— start —

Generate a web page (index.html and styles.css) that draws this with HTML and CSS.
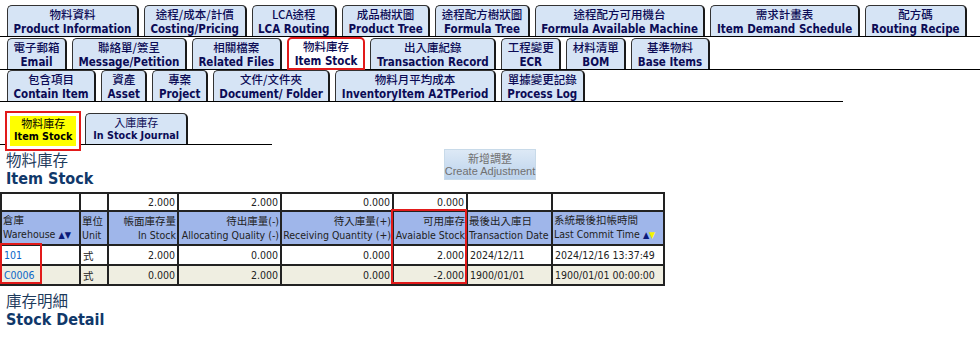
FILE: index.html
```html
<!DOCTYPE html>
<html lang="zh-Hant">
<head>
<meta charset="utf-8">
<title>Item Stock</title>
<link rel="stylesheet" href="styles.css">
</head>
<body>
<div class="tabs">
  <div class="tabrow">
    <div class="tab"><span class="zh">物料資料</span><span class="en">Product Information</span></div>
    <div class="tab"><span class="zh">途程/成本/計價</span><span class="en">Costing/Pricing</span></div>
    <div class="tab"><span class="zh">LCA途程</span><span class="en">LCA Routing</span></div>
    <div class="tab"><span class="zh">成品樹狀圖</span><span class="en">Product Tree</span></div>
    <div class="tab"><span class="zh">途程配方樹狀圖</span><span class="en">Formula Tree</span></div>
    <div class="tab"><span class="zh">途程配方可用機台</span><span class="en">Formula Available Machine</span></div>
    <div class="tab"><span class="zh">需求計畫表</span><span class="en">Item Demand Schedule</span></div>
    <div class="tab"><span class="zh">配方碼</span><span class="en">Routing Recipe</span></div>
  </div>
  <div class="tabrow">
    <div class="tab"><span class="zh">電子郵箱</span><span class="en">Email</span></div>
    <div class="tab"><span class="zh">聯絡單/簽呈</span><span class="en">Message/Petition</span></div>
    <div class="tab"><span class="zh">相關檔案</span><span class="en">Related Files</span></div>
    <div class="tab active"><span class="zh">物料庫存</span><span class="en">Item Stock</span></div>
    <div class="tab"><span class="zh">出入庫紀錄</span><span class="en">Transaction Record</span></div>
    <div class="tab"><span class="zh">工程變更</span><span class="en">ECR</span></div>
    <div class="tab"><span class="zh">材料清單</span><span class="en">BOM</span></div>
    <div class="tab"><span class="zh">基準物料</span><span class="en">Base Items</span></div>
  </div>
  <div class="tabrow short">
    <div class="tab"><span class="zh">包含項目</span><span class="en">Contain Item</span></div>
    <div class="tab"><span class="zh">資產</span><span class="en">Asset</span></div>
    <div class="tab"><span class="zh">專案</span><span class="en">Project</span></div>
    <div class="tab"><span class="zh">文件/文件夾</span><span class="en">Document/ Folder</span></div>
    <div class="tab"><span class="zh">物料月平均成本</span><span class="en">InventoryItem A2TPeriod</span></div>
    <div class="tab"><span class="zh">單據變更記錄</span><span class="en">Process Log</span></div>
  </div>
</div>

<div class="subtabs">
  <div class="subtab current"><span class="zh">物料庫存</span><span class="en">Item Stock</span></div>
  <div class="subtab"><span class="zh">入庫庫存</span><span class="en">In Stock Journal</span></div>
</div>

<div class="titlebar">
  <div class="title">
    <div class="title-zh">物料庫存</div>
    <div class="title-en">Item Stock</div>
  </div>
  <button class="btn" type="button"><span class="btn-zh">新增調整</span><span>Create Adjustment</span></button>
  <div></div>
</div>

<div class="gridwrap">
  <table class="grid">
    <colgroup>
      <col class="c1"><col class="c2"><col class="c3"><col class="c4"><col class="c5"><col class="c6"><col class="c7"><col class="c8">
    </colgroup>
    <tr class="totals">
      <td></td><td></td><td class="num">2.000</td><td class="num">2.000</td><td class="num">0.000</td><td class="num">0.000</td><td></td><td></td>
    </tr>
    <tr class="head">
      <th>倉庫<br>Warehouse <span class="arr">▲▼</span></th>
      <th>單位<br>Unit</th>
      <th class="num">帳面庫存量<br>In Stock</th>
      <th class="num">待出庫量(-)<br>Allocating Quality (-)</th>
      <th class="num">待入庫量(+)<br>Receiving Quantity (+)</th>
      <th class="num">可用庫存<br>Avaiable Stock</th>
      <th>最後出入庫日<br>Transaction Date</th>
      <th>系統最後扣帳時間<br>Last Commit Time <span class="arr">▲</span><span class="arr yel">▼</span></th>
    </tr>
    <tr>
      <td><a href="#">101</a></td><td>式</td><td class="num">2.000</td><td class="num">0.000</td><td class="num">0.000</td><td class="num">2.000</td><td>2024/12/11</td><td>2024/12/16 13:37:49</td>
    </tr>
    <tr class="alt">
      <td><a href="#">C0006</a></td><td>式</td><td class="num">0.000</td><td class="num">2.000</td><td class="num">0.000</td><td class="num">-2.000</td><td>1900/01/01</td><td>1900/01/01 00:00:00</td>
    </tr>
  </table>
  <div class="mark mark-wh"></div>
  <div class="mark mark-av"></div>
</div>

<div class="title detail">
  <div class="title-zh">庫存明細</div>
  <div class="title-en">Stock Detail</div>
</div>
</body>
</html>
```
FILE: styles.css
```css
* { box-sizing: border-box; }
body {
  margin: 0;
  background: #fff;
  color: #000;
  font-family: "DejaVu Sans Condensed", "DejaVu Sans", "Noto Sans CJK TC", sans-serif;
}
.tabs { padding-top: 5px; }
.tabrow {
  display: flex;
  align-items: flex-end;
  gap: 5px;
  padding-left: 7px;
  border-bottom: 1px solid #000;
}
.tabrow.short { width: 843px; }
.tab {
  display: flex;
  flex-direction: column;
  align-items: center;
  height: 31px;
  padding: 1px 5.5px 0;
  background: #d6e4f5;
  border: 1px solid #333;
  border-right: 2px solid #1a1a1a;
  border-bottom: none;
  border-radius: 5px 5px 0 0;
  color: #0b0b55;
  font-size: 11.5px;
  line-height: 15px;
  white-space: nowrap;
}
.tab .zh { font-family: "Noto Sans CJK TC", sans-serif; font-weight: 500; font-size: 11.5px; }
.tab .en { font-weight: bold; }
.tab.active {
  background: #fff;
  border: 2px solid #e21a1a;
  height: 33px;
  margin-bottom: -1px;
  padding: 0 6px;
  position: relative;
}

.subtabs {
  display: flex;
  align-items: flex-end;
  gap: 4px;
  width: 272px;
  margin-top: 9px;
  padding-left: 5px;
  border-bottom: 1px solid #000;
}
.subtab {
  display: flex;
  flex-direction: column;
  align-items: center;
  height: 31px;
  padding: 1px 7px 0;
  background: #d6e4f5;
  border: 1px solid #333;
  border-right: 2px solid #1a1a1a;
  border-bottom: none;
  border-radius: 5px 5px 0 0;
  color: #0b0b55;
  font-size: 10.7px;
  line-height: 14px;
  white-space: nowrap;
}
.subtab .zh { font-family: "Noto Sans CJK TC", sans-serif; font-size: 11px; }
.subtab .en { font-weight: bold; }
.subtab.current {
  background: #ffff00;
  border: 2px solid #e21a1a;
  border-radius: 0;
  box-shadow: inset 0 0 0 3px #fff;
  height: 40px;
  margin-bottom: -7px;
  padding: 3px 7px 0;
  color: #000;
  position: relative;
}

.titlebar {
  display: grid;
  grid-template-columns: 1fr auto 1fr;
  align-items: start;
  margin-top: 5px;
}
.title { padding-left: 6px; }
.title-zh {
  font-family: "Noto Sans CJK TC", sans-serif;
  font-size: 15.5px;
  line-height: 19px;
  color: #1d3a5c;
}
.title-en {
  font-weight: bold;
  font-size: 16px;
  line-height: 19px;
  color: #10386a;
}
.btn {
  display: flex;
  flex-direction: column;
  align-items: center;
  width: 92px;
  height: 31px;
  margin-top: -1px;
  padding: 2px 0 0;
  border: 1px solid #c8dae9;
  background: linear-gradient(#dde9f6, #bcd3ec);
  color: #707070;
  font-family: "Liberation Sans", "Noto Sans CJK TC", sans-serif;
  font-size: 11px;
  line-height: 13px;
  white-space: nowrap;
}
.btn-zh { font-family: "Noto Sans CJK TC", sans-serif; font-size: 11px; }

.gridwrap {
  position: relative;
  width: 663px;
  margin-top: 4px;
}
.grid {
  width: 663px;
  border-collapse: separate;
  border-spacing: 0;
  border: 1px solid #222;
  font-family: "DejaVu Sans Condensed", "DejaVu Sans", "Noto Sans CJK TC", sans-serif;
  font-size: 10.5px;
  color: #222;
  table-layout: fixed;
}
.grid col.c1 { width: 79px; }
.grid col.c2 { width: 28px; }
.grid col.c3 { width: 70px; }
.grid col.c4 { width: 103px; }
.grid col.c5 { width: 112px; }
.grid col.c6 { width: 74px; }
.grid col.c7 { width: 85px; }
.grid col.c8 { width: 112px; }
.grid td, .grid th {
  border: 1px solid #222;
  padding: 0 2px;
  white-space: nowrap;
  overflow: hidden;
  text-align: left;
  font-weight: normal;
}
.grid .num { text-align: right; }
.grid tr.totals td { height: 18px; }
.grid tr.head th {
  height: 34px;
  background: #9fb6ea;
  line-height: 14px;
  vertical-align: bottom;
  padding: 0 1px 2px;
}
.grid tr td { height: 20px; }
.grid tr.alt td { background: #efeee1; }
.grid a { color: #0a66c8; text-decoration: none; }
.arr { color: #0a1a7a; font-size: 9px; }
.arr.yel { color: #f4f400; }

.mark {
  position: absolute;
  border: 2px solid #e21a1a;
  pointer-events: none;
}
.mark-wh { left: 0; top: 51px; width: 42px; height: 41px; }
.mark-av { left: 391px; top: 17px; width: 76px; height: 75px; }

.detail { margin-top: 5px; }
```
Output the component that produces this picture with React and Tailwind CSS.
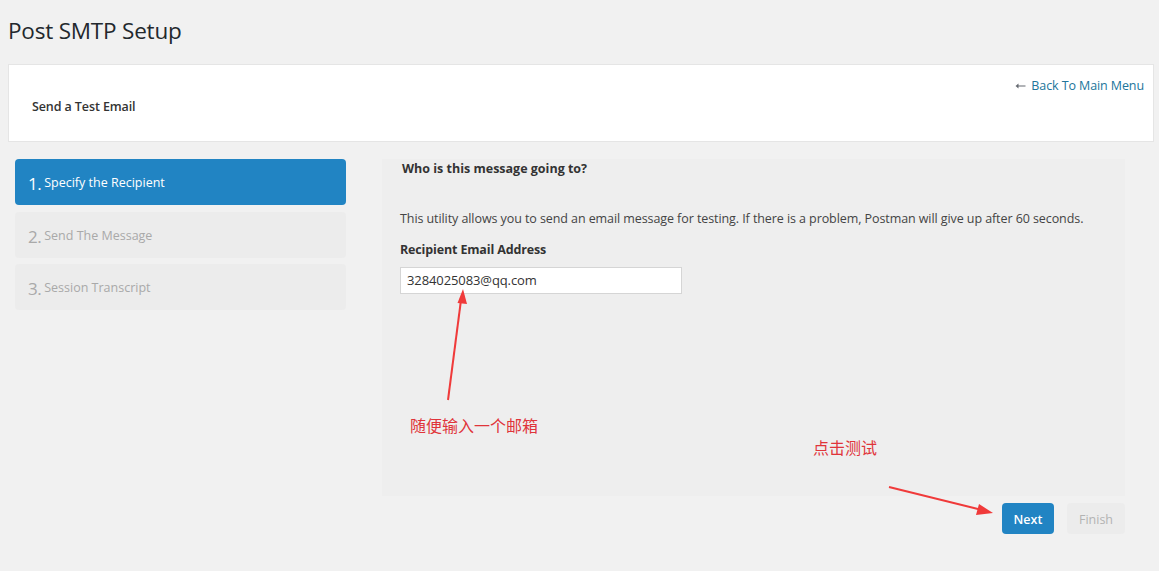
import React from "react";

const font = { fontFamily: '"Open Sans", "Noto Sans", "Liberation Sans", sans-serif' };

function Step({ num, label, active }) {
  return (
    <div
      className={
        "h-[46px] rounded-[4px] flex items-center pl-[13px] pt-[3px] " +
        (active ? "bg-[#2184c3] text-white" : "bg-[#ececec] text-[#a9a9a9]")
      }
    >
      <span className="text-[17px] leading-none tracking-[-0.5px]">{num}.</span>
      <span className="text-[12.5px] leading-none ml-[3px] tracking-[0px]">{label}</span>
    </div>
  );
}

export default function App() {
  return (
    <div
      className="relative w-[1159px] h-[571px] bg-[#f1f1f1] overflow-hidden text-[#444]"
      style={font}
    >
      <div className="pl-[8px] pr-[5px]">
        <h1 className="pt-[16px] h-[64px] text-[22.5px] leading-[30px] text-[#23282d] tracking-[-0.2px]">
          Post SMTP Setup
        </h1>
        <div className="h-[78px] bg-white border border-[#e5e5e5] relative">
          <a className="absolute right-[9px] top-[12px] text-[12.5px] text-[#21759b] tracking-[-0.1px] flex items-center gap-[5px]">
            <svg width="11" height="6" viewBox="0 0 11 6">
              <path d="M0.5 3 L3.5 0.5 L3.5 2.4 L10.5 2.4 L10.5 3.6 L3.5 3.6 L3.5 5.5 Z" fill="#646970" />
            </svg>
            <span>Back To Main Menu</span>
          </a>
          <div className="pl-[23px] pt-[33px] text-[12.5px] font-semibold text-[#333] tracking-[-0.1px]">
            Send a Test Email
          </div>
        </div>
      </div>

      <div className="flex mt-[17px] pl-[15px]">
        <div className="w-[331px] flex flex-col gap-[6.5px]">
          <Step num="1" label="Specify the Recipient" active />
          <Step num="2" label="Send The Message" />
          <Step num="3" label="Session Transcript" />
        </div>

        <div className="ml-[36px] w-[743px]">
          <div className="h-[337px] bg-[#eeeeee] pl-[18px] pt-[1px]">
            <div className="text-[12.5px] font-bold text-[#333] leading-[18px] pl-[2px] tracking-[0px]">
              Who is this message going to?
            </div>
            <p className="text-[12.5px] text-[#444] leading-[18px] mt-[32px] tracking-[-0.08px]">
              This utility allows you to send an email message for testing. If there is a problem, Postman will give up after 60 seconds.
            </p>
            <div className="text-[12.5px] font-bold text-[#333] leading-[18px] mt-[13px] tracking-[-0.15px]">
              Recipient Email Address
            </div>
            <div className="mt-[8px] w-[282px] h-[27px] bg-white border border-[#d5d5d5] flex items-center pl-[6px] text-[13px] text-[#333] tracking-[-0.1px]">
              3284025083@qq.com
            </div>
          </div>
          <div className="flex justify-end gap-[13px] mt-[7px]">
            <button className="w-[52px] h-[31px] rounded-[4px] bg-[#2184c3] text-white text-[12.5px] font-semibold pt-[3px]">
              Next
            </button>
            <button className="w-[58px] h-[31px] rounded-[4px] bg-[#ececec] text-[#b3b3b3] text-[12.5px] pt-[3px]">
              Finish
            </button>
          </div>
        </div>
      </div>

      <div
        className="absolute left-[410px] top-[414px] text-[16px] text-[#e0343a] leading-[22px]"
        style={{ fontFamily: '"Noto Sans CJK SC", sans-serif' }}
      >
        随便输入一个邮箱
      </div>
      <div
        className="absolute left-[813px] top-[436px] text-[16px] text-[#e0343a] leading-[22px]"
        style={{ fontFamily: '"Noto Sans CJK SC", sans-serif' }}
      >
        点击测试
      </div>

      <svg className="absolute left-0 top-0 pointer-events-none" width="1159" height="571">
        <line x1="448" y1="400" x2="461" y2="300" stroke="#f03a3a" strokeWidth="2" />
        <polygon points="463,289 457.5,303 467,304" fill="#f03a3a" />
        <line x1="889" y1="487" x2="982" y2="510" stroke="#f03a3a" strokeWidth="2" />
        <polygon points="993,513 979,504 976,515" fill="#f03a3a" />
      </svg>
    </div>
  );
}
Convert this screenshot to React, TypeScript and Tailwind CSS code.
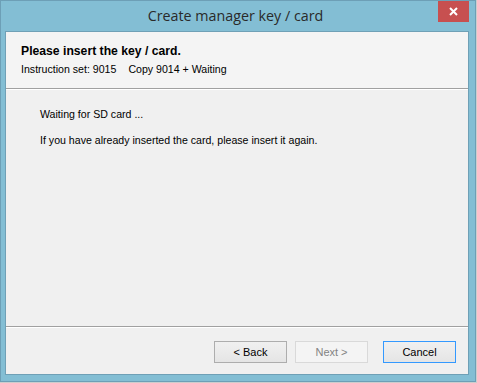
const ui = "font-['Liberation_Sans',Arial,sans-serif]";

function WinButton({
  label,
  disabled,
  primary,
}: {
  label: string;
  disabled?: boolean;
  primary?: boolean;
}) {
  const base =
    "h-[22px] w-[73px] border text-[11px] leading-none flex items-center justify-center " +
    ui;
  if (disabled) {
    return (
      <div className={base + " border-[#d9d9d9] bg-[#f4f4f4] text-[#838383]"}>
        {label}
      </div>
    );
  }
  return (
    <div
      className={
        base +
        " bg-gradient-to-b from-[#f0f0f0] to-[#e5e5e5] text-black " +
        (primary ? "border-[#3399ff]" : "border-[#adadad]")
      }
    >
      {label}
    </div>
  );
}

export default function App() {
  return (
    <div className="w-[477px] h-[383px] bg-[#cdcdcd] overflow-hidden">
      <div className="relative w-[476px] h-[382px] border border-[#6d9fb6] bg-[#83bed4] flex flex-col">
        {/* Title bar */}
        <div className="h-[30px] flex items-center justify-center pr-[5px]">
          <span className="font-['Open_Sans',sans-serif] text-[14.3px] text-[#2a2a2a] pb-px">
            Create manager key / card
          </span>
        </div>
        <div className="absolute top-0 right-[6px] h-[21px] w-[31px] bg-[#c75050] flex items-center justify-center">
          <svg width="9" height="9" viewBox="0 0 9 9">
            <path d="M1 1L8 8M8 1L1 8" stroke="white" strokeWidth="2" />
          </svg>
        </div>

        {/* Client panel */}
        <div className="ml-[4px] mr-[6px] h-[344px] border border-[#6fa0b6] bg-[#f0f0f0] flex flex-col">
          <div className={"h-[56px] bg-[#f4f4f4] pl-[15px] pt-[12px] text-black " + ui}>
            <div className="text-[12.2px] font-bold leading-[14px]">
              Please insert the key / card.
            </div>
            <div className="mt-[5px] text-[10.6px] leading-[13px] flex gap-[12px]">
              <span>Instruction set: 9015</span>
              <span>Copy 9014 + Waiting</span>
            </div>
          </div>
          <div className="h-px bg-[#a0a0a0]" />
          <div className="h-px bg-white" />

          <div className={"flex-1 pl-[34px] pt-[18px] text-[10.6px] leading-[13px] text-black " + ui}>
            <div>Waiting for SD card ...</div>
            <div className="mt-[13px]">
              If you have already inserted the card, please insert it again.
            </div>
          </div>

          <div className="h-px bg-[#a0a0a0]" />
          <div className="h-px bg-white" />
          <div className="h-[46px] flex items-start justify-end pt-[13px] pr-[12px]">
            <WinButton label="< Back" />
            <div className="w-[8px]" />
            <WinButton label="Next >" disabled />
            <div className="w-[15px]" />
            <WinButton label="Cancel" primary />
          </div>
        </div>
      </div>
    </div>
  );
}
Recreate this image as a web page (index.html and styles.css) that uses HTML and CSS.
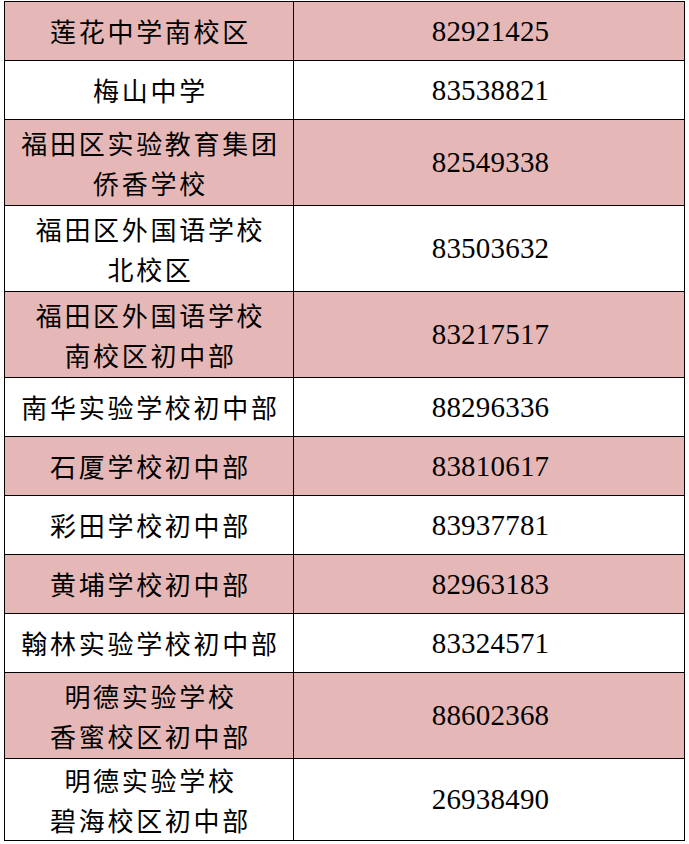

— end —

» DIRECTIVE: Scan the material above for the string "Tailwind" and report each line where you find it.

» SOLUTION FOR THIS EXERCISE:
Output the component that produces this picture with React and Tailwind CSS.
Convert this screenshot to React, TypeScript and Tailwind CSS code.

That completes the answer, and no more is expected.